__PROVIDED DATA__.
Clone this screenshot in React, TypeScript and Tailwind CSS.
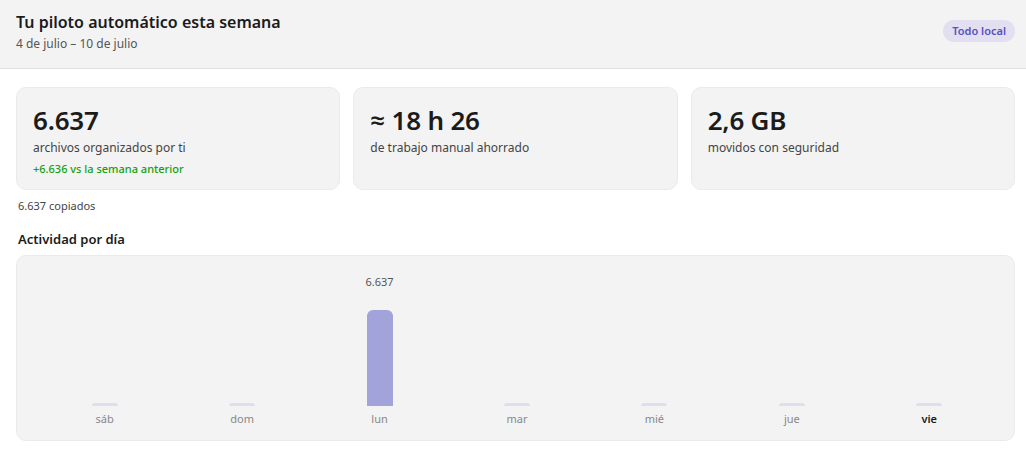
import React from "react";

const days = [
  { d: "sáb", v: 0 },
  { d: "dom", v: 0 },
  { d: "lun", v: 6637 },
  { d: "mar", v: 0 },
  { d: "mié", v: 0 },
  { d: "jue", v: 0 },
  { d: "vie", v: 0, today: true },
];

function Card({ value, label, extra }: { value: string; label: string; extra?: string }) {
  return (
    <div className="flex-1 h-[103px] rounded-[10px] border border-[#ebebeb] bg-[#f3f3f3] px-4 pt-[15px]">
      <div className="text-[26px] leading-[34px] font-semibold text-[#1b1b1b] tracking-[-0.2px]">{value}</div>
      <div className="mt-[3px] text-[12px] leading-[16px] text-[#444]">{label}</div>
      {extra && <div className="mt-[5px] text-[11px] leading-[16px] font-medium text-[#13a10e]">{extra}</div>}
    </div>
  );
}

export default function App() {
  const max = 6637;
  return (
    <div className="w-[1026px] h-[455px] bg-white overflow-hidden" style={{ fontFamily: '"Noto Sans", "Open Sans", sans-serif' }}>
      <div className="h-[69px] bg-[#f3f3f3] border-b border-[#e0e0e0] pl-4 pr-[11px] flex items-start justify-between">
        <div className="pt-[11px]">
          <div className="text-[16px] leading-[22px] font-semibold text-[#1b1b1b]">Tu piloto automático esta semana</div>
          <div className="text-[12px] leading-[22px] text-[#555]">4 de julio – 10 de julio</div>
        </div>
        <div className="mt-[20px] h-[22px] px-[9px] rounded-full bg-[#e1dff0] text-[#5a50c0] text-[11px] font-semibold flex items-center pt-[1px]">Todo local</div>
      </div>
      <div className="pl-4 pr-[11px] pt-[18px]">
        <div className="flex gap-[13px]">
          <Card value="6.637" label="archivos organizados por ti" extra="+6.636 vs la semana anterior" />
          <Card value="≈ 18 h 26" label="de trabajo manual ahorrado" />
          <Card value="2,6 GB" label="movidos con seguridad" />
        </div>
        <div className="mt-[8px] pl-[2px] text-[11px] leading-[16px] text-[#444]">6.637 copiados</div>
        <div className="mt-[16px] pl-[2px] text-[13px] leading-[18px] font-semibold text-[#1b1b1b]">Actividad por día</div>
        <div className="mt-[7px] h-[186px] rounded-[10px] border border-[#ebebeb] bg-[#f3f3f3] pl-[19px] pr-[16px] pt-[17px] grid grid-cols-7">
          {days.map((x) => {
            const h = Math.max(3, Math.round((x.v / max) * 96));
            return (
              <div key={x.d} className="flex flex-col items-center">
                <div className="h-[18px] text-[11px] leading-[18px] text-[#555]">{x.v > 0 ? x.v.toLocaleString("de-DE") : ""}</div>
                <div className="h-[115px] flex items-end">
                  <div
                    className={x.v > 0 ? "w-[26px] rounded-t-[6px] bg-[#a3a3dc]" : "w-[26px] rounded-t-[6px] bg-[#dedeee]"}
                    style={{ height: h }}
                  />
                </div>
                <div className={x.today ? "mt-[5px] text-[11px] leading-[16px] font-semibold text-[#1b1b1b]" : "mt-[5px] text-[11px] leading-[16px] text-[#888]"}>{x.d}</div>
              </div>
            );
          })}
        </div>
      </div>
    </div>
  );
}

__OBJECTIVE__. Copy all lines of the material above where the string "React" occurs.

__ANSWER TO THIS PROBLEM__.
Clone this screenshot in React, TypeScript and Tailwind CSS.
import React from "react";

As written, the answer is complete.